Rule-based models, such as Shape Grammar, L-systems and Cellular Automata, are used to capture the formation logic of pre-existing or desired urban types and settlements (see, for example, Ena 2018; Parish and Müller 2001; Hillier and Hanson 1984). In this case, the elements of the context not only can be generated but also embedded in the logic of the generative process, influencing the formation of buildings. However, the bottleneck in these studies is that the rules for the formation are interpreted, formalized and evaluated by an expert, relying exclusively on her access to information and personal biases. Currently, with the availability of GIS data for cities and new learning techniques, it becomes possible to investigate the influence of the context in architecture beyond the limits of previous CAAD approaches. In this sense, our research team developed an ‘Occupancy Model’ to represent the two-dimensional geometrical relationship between a building and its adjacent buildings with their parcels. More specifically, it uses a deep-neural network to predict building footprints, based on a dataset of urban parcels of Pittsburgh.
For the representation of the parcel and context information in our data set, we employed raster graphics Raster graphics data is appropriate to represent various models of occupancy, within a standardized information format. In other words, by setting up a fixed image size, all different shape information of the urban site can be encoded in high-dimension vectors with the same shape. Instead of using satellite images, we generated our own Diagrammatic Image Dataset (DID) which is a data set comprising raster images that contain information in the form of diagrams. It can be used to illustrate relationships in architecture and urbanism. DID has two advantages over datasets of photos. The first advantage is reduction of noise. A diagrammatic image can show the desired relationships in isolation without irrelevant information. Another advantage is customization. With diagrammatic image dataset, designers can define what they want to analyze by excluding or including the elements they want to focus on. Using this data set, the patterns or features of relationships that appear in diagrams can be investigated, extracted, and analyzed through statistical methods.
We used Geographic Information System (GIS) data provided by Allegheny county to get the information of building footprints and geometries of parcels. After importing .shp files in ArcGIS, we set an area covering about 1.5km around Pittsburgh at an intersection where several neighborhoods meet. This range of the site includes 7598 buildings and 8459 parcels. After converting the building footprints and parcel geometries into .dwg files, Rhinoceros and Grasshopper were used to import those files and generates DID of occupancy model. For the diagrammatic images the process required setting a diagram drawing style by adjusting line weights or colors for the geometry. This style is customized by user intention for purposes such as the research described here. Here, target parcels were filled in solid red, and neighboring buildings filled in solid black. Neighbor parcels were assigned black and set to 2px wide.
Customized components in Grasshopper were created to generate DID of occupancy model. There are four main components. The first, ‘Detector,’ distinguishes the target building and parcel from surrounding buildings and parcels. The ‘Conditions’ component determines whether the target building and parcel can be recorded as an image by given conditions and outputs a Boolean value.
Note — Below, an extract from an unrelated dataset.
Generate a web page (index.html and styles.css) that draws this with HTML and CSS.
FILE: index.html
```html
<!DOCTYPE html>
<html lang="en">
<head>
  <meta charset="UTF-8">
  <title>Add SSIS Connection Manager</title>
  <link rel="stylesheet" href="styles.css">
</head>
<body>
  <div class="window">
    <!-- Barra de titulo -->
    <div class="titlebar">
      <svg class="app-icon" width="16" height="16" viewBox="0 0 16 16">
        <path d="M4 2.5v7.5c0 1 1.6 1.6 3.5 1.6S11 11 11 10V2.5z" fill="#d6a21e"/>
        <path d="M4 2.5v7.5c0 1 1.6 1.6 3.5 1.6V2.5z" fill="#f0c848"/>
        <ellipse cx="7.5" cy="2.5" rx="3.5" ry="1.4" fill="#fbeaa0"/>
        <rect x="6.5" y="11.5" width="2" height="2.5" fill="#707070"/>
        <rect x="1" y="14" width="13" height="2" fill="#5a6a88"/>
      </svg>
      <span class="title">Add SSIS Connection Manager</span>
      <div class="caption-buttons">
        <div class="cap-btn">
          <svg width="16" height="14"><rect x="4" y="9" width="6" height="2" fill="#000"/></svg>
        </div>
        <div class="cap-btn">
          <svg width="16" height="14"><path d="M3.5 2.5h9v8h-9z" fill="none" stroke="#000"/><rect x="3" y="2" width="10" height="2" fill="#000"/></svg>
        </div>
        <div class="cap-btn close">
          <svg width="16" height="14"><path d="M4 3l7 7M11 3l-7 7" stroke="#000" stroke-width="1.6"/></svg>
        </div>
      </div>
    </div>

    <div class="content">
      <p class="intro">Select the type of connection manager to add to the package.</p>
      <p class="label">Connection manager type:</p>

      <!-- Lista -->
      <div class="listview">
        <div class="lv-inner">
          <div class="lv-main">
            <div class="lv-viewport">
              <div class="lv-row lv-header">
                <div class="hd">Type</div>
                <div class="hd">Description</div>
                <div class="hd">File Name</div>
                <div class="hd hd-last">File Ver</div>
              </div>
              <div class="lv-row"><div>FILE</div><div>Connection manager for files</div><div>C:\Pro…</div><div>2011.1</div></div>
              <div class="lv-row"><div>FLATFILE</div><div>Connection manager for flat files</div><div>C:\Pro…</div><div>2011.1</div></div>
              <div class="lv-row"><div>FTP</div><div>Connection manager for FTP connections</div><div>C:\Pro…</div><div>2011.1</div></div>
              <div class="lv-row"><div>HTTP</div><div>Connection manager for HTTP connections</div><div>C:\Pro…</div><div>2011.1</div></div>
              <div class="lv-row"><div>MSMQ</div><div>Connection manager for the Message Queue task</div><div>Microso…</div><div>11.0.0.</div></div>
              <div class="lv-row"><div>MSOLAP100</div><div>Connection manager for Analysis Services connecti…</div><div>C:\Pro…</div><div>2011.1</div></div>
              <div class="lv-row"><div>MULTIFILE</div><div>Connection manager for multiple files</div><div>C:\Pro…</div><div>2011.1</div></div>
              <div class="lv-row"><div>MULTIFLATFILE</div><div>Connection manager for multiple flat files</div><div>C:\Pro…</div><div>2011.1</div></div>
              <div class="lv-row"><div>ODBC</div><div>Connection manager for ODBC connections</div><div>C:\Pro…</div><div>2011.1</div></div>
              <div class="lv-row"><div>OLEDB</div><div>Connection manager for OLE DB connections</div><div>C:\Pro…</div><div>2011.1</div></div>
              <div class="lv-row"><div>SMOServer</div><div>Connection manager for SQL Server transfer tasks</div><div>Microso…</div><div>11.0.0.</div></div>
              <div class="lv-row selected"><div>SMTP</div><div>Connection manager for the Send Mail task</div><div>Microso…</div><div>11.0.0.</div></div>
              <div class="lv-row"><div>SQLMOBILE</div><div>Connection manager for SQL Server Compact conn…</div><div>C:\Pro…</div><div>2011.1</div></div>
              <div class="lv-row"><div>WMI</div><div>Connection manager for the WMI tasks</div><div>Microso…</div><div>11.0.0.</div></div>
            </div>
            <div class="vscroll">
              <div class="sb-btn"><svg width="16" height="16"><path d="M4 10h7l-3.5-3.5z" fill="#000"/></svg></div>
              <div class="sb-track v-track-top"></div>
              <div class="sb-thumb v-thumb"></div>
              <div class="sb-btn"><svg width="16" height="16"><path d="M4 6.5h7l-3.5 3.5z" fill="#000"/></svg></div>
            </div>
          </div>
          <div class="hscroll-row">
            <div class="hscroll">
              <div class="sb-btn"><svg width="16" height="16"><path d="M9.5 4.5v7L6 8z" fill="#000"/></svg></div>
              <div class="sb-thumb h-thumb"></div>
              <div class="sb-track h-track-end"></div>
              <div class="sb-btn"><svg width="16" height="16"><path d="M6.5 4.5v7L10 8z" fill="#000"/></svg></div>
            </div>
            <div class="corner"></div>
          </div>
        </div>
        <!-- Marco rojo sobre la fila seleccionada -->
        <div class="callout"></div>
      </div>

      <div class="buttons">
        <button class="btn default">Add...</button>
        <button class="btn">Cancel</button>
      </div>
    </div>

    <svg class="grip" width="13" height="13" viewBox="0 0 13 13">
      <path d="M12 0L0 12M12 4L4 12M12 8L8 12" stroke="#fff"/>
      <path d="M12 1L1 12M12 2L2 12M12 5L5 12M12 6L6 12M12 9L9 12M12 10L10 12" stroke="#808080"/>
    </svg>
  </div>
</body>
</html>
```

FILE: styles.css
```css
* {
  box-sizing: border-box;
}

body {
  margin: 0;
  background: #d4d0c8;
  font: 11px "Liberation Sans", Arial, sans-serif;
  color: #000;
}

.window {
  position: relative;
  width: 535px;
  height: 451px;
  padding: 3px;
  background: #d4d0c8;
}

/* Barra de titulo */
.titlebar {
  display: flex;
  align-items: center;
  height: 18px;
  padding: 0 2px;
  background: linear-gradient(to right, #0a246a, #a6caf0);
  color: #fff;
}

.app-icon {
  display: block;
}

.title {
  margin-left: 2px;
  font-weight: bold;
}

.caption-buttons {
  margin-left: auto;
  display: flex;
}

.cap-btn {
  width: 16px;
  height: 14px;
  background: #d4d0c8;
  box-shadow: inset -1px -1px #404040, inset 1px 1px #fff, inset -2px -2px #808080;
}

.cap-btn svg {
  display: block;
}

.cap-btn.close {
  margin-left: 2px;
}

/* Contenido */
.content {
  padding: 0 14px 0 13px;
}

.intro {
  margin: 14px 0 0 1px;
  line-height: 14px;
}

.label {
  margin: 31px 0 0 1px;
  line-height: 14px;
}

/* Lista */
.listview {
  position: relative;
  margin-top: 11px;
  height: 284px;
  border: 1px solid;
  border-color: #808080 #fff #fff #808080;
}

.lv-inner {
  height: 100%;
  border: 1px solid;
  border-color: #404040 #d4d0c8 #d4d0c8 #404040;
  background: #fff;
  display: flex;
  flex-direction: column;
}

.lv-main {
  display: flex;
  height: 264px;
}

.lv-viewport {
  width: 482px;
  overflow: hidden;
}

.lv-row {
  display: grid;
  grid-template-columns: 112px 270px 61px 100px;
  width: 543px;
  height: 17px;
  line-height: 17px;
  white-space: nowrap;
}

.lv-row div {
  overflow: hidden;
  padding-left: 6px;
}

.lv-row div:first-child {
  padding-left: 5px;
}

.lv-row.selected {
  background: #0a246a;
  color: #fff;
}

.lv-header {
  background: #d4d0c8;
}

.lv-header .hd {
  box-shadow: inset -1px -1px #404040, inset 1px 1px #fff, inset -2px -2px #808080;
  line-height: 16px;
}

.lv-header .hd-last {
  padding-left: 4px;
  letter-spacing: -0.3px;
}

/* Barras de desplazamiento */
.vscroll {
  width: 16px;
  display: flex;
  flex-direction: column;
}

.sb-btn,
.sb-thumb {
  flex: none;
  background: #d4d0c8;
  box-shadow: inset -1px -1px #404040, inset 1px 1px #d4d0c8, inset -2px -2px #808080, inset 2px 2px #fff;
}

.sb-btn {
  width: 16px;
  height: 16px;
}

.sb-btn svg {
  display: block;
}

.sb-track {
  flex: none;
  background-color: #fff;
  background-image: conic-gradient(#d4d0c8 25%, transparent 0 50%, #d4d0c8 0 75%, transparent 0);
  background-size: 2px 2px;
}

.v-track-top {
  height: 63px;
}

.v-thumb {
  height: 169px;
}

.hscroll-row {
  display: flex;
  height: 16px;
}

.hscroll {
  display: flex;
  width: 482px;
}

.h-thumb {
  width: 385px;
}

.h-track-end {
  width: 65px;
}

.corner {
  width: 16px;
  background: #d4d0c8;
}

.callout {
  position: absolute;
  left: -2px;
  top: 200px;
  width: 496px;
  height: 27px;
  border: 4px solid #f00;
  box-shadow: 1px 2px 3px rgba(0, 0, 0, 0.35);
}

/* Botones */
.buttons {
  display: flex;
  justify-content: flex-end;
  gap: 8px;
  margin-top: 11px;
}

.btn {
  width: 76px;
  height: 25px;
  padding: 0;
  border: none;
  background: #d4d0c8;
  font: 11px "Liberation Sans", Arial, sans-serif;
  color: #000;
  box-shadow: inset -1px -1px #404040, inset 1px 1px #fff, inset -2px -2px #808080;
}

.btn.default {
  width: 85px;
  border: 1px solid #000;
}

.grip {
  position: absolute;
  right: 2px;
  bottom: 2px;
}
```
For example, For example, a huge building footprint is out of image range, in this case, the component returns ‘False’ meaning it is ‘not suitable for DID,’ and ‘True,’ otherwise. The ‘DI Generator’ component generates a diagrammatic image focusing on current target building within a specific image size and range. . The last component, ‘DI labels,’ records a vector by an image. In this research, the labels of images are the normalized coordinates of vertices of building footprints. Owing to the fact that the building footprints can take on various shapes, their number of vertices are different – this means that the dimension of label vectors cannot be fixed. Therefore, the footprint shapes were approximated into a quadrangular geometry comprising four two-dimensional points. With this approximation, all label vectors have length eight.
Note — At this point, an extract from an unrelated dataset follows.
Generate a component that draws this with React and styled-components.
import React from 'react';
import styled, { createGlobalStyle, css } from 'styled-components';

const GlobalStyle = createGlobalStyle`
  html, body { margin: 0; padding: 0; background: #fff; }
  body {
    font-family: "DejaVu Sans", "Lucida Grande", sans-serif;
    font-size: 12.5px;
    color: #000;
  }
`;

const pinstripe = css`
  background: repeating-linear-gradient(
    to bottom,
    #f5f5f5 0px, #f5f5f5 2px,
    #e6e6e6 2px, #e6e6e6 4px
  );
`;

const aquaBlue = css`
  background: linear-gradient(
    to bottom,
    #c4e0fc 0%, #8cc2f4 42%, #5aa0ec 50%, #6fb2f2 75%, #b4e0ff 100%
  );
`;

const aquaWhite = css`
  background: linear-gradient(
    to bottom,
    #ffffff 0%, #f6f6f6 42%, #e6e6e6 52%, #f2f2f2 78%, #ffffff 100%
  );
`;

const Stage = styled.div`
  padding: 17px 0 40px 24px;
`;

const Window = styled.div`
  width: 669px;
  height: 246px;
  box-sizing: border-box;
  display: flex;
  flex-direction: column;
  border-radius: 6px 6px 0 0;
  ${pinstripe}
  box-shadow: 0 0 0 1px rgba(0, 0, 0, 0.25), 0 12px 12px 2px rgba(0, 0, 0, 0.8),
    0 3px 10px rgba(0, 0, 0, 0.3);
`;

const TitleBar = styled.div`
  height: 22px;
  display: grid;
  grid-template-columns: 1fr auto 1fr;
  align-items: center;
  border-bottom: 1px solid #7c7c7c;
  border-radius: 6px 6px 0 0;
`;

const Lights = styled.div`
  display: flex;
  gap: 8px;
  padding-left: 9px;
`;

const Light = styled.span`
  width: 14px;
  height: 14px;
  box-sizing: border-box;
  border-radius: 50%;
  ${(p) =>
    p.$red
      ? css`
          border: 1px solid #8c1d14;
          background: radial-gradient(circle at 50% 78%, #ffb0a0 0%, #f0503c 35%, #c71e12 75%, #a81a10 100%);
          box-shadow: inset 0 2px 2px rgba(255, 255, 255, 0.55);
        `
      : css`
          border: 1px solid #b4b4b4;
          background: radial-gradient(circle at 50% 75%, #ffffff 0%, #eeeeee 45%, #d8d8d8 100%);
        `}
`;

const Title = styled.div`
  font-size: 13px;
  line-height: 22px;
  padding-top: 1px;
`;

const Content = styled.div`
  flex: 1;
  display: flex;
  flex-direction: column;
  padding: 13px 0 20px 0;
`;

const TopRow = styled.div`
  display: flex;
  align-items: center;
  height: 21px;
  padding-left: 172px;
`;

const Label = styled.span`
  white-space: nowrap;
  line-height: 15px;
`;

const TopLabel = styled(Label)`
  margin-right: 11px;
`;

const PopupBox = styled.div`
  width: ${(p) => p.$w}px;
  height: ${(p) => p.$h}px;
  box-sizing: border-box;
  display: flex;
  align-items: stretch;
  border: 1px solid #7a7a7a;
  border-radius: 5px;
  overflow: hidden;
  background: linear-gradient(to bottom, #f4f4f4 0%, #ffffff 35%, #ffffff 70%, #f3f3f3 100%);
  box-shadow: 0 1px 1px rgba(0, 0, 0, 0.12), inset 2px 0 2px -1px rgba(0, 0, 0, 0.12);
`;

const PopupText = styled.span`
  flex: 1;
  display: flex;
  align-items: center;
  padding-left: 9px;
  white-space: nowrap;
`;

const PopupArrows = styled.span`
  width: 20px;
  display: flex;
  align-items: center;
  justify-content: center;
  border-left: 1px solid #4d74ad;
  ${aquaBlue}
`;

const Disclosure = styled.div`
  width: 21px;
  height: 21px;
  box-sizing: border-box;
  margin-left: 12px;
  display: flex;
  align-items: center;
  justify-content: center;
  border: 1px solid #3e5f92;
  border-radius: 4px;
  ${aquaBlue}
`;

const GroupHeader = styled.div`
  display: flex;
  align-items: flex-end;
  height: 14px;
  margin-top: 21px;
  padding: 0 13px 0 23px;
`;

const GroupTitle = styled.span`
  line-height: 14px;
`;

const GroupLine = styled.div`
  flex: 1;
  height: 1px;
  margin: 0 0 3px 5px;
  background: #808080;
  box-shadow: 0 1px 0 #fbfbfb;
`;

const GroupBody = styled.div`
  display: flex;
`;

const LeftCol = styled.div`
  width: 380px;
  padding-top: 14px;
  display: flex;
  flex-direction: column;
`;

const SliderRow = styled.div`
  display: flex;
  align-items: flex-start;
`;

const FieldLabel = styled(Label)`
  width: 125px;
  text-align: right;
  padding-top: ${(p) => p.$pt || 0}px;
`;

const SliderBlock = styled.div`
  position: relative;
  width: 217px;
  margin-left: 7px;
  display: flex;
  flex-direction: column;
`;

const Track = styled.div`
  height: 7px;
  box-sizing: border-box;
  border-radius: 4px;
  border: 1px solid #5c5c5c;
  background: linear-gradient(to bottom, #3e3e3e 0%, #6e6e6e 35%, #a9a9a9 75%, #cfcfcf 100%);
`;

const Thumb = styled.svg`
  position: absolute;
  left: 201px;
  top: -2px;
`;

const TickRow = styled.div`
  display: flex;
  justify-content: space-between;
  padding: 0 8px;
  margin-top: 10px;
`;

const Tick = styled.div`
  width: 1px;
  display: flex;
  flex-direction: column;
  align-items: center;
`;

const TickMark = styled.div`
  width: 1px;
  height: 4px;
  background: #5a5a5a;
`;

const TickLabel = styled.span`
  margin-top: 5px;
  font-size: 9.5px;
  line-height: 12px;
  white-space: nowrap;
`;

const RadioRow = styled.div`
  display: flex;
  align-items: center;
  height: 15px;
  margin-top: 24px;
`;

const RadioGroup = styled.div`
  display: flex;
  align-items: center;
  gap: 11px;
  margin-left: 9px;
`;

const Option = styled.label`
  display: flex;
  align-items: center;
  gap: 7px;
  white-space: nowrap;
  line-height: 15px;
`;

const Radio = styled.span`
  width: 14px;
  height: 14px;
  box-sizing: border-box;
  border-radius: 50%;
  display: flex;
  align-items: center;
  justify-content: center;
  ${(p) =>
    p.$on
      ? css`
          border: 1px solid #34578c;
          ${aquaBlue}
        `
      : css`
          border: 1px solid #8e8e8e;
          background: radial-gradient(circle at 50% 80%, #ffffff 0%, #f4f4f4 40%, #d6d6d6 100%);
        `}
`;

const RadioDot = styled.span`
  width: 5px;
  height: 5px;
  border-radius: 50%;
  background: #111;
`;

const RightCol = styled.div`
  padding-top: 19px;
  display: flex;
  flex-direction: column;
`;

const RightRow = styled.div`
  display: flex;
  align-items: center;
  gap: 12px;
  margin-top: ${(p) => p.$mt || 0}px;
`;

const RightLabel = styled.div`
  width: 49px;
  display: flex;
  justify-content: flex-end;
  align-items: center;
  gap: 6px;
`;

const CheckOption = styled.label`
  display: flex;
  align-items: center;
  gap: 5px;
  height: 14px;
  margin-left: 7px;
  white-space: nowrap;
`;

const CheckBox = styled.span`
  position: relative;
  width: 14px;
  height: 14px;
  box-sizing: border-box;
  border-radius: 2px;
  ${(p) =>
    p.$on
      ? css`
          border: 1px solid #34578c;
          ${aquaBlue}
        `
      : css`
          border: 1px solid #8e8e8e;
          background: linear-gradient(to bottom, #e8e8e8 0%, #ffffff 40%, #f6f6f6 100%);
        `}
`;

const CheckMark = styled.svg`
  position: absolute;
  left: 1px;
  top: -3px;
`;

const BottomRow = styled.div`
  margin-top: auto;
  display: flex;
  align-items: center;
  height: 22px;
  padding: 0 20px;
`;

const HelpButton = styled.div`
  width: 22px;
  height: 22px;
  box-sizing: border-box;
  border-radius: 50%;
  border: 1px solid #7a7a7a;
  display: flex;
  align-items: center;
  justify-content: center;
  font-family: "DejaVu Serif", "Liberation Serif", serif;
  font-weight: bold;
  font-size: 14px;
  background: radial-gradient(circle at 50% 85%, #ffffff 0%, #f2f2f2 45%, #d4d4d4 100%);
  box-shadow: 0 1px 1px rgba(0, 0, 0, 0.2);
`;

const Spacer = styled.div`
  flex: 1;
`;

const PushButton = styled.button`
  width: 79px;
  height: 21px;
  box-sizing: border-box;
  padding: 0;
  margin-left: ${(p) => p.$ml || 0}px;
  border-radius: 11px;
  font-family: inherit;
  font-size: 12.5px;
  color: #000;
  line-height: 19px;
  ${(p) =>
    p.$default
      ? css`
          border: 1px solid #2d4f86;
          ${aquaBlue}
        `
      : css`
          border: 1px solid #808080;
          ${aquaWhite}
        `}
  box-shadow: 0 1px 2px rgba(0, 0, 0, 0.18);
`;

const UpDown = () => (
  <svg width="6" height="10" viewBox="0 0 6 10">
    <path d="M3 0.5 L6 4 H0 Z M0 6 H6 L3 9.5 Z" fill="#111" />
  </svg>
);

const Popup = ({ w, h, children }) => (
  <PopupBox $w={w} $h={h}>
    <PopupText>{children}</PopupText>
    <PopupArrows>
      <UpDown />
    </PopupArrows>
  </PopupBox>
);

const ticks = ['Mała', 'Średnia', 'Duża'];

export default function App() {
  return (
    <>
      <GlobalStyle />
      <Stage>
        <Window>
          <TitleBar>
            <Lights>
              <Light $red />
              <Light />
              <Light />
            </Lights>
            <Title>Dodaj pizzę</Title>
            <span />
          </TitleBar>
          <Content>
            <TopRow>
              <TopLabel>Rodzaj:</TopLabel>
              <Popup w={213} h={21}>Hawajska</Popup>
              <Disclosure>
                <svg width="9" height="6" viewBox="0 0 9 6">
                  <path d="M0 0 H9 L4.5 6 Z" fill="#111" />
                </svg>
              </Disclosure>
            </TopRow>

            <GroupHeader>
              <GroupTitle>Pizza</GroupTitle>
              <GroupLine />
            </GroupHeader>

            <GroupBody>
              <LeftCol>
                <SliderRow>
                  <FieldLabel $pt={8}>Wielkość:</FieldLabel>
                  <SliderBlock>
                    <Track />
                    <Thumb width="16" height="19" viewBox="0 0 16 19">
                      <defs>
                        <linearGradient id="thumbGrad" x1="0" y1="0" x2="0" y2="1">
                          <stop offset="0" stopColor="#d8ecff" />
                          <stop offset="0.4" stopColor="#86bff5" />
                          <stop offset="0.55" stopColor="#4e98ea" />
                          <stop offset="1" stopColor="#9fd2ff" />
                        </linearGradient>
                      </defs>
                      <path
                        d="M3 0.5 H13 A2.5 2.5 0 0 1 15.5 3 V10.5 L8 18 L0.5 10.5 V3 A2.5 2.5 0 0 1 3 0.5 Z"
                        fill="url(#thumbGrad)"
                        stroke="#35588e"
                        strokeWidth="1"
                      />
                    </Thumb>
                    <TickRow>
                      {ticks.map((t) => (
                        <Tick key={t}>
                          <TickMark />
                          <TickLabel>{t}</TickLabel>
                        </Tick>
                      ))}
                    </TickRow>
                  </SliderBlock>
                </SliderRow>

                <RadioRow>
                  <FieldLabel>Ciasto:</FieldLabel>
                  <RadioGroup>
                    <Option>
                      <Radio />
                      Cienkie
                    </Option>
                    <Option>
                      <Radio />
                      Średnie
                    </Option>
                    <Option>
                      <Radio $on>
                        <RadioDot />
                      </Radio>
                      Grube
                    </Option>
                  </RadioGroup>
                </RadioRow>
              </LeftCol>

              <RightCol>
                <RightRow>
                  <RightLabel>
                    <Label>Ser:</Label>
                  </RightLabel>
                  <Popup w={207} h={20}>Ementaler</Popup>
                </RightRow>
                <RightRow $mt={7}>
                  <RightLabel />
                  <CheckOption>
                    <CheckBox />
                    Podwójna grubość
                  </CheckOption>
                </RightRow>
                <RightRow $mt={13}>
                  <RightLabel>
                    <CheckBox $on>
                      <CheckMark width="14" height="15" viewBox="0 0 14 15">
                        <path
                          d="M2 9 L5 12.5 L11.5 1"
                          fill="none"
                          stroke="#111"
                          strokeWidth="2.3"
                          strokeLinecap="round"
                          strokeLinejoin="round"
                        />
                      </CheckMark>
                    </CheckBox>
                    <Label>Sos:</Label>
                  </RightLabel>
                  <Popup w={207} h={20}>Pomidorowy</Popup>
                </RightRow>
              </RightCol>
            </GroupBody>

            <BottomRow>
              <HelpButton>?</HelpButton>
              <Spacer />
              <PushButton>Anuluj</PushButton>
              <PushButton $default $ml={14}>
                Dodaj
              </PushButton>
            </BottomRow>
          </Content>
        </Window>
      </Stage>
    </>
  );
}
We assumed that the relations between context and footprint in Pittsburgh are weakly correlated with orientation. Therefore, in order to improve learning, we augmented the data set by rotating of sample images. The original building images and labels were rotated 3 degrees apart 8 times into counter-clockwise. In total, 18,720 images derived from 2,080 original images by this image augmentation method.
We adopted Visual Geometry Group 19 (VGG19, Simonyan and Zisserman 2014), a deep convolutional network for object recognition developed and trained by the University of Oxford. We complied the model with SGD (Stochastic Gradient Descent) optimizer, MSE (Mean Squared Error) loss function, and 0.00005 learning rate. Batch size was 64 for 800 epochs for learning. We tested this model with different dataset by diagram styles and the number of images. In final learning, the model shows 94.47% of training accuracy and 93.14% validation accuracy.
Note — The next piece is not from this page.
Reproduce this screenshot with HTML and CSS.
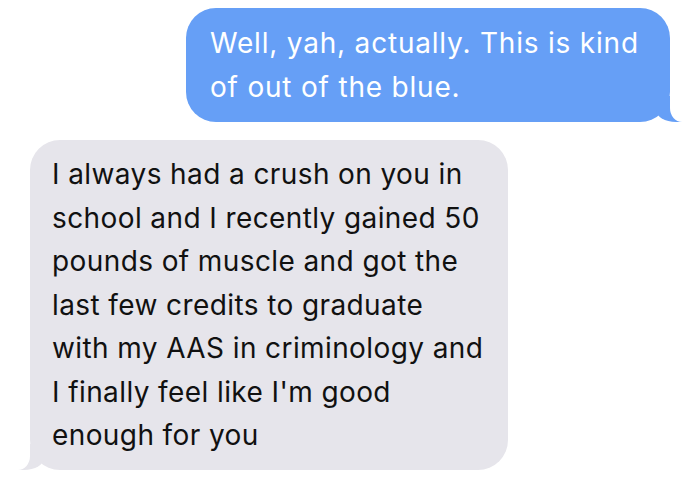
FILE: index.html
```html
<!DOCTYPE html>
<html>
<head>
<meta charset="utf-8">
<link rel="stylesheet" href="styles.css">
</head>
<body>
<div class="thread">
  <div class="bubble sent">Well, yah, actually. This is kind<br>of out of the blue.</div>
  <div class="bubble received">I always had a crush on you in<br>school and I recently gained 50<br>pounds of muscle and got the<br>last few credits to graduate<br>with my AAS in criminology and<br>I finally feel like I'm good<br>enough for you</div>
</div>
</body>
</html>
```
FILE: styles.css
```css
html, body {
  margin: 0;
  padding: 0;
  background: #ffffff;
}
.thread {
  width: 700px;
  height: 487px;
  display: flex;
  flex-direction: column;
  padding-top: 8px;
  box-sizing: border-box;
  gap: 18px;
  font-family: Inter, "Liberation Sans", sans-serif;
  font-size: 28px;
}
.bubble {
  position: relative;
  box-sizing: border-box;
  border-radius: 30px;
  white-space: nowrap;
}
.sent {
  align-self: flex-start;
  margin-left: 186px;
  width: 484px;
  height: 114px;
  padding: 13px 20px 13px 24px;
  line-height: 44px;
  letter-spacing: 0.8px;
  background: #669ff6;
  color: #ffffff;
}
.sent::before {
  content: "";
  position: absolute;
  bottom: 0;
  right: -12px;
  width: 26px;
  height: 26px;
  background: #669ff6;
  border-bottom-left-radius: 20px 12px;
}
.sent::after {
  content: "";
  position: absolute;
  bottom: 0;
  right: -30px;
  width: 30px;
  height: 30px;
  background: #ffffff;
  border-bottom-left-radius: 12px 14px;
}
.received {
  align-self: flex-start;
  margin-left: 30px;
  width: 478px;
  height: 330px;
  padding: 13px 16px 12px 22px;
  line-height: 43.5px;
  letter-spacing: 0.4px;
  background: #e6e5eb;
  color: #111111;
}
.received::before {
  content: "";
  position: absolute;
  bottom: 0;
  left: -12px;
  width: 26px;
  height: 26px;
  background: #e6e5eb;
  border-bottom-right-radius: 20px 12px;
}
.received::after {
  content: "";
  position: absolute;
  bottom: 0;
  left: -30px;
  width: 30px;
  height: 30px;
  background: #ffffff;
  border-bottom-right-radius: 12px 14px;
}
```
With this trained model, un-figured images were given to predict the building footprints considering the given surrounding buildings and parcels. We remapped the predicted footprints on the target parcel and compared the similarity with the original target building by considering the overlapping area and difference of vertices positions. The best predicted footprint had 98% similarity with the original target buildings. However, when there are more than one target building in a parcel, it shows only one building footprint with 81% similarity.